Yuval’s fine post made me think of another respect in which “reform conservatism” is closer to the tea parties than to the Republican establishment (to simplify crudely). That establishment came out of the 2012 election convinced that what the party needed to do to make a comeback was simple: Enact comprehensive immigration reform, move left on same-sex marriage, talk less about abortion, invest in get-out-the-vote technology, nominate rhetorically disciplined candidates, and wait for victory. Many liberals agreed with this prescription, and the agreement of these two groups has made this prescription a dominant topic of political conversation since then.

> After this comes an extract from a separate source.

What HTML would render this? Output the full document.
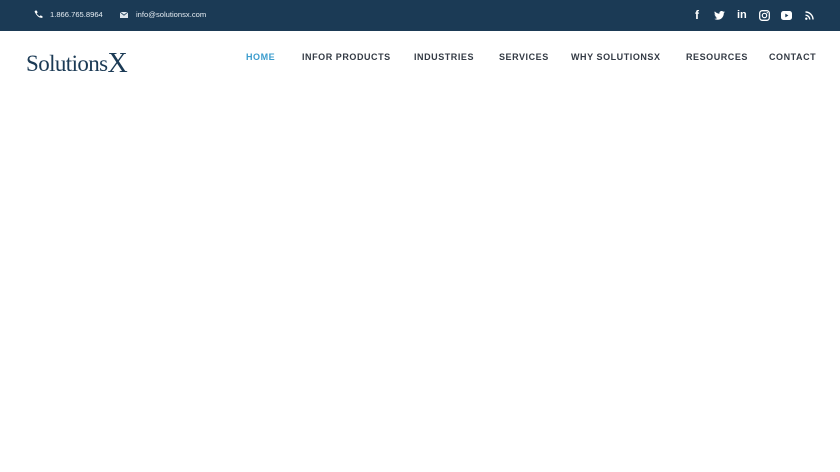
<!DOCTYPE html>
<html><head><meta charset="utf-8"><style>
*{margin:0;padding:0;box-sizing:border-box}
body{width:840px;height:472px;background:#fff;font-family:"Liberation Sans",sans-serif;position:relative;overflow:hidden}
.top{position:absolute;left:0;top:0;width:840px;height:31px;background:#1b3a55}
.t{position:absolute;color:#e6edf3;font-size:7.6px;top:10px}
.nav{position:absolute;top:52px;font-size:9px;font-weight:bold;letter-spacing:0.55px;color:#333a44;white-space:nowrap}
.logo{position:absolute;left:26px;top:47px;font-family:"Liberation Serif",serif;font-size:23px;color:#1b3a55;letter-spacing:-0.6px;white-space:nowrap}
svg{position:absolute}
</style></head><body>
<div class="top"></div>
<svg style="left:34px;top:10px" width="9" height="9" viewBox="0 0 8 8"><path d="M1 0.5 L2.6 0.5 L3.2 2.3 L2.3 3 Q3.2 4.8 5 5.7 L5.7 4.8 L7.5 5.4 L7.5 7 Q3.5 7.5 0.5 1.5Z" fill="#fff"/></svg>
<div class="t" style="left:50px">1.866.765.8964</div>
<svg style="left:120px;top:12px" width="8" height="6" viewBox="0 0 8 6"><rect width="8" height="6" fill="#dfe6ec"/><path d="M0 0 L4 3.2 L8 0" stroke="#1b3a55" stroke-width="0.8" fill="none"/></svg>
<div class="t" style="left:136px">info@solutionsx.com</div>
<div class="t" style="left:695px;top:8px;font-size:12px;font-weight:bold;color:#fff">f</div>
<svg style="left:714px;top:11px" width="11" height="9" viewBox="0 0 24 20"><path d="M24 2.4a10 10 0 0 1-2.8.8A5 5 0 0 0 23.3.4a10 10 0 0 1-3.1 1.2A4.9 4.9 0 0 0 11.8 6 14 14 0 0 1 1.7.9a4.9 4.9 0 0 0 1.5 6.6 5 5 0 0 1-2.2-.6 4.9 4.9 0 0 0 3.9 4.9 5 5 0 0 1-2.2.1 4.9 4.9 0 0 0 4.6 3.4A9.9 9.9 0 0 1 0 17.3 14 14 0 0 0 7.5 19.5c9 0 14-7.5 14-14v-.6A10 10 0 0 0 24 2.4z" fill="#fff"/></svg>
<div class="t" style="left:737px;top:9px;font-size:11px;font-weight:bold;color:#fff">in</div>
<svg style="left:759px;top:10px" width="11" height="11" viewBox="0 0 11 11"><rect x="0.7" y="0.7" width="9.6" height="9.6" rx="2.5" stroke="#fff" stroke-width="1.3" fill="none"/><circle cx="5.5" cy="5.5" r="2.2" stroke="#fff" stroke-width="1.2" fill="none"/><circle cx="8.3" cy="2.7" r="0.7" fill="#fff"/></svg>
<svg style="left:781px;top:11px" width="11" height="9" viewBox="0 0 11 9"><rect width="11" height="9" rx="2.5" fill="#fff"/><path d="M4.3 2.6 L7.4 4.5 L4.3 6.4Z" fill="#1b3a55"/></svg>
<svg style="left:805px;top:11px" width="9" height="9" viewBox="0 0 9 9"><circle cx="1.3" cy="7.7" r="1.2" fill="#fff"/><path d="M0.5 4.2 A4.3 4.3 0 0 1 4.8 8.5 M0.5 1 A7.5 7.5 0 0 1 8 8.5" stroke="#fff" stroke-width="1.4" fill="none"/></svg>
<div class="logo">Solutions<span style="font-size:28px;position:relative;top:1px;letter-spacing:0">X</span></div>
<div class="nav" style="left:246px;color:#3b9ccd">HOME</div>
<div class="nav" style="left:302px">INFOR PRODUCTS</div>
<div class="nav" style="left:414px">INDUSTRIES</div>
<div class="nav" style="left:499px">SERVICES</div>
<div class="nav" style="left:571px">WHY SOLUTIONSX</div>
<div class="nav" style="left:686px">RESOURCES</div>
<div class="nav" style="left:769px">CONTACT</div>
</body></html>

It is certainly possible for “reform conservatives,” or conservatives who agree with some of our “reformist” ideas, to agree with some of the steps on that list too. But the thrust of reform conservatism runs against the establishment’s strategy.
The establishment assumes that the party’s most fundamental problem is its position on immigration and social issues, and the resulting perception that it is intolerant. The reformists believe that the deeper problem is the party’s economic agenda, and the resulting perception that it is indifferent to the interests of most people. And so while some of us want to enact the kind of immigration legislation that has passed the Senate and some of us do not, none of us believe that enactment would go a long way toward fixing what ails the Republican party.
Tea partiers do not generally make the assumption that everything in the party’s approach is fine except for one or two issues, and so reform conservatism does not have to push back against that complacency to work alongside them. And the tea partiers tend—as evidenced by their agitation against Republican support for crony capitalism—to be open to the idea that the party’s approach to economic issues should change.
This difference in political outlook, separating tea partiers and reformists on the one hand from liberals and establishment Republicans on the other, helps to explain the reception of Room to Grow. It has received next to no criticism from people to our right, while people to our left keep criticizing the book for failing to advocate a more liberal stance on immigration and social issues.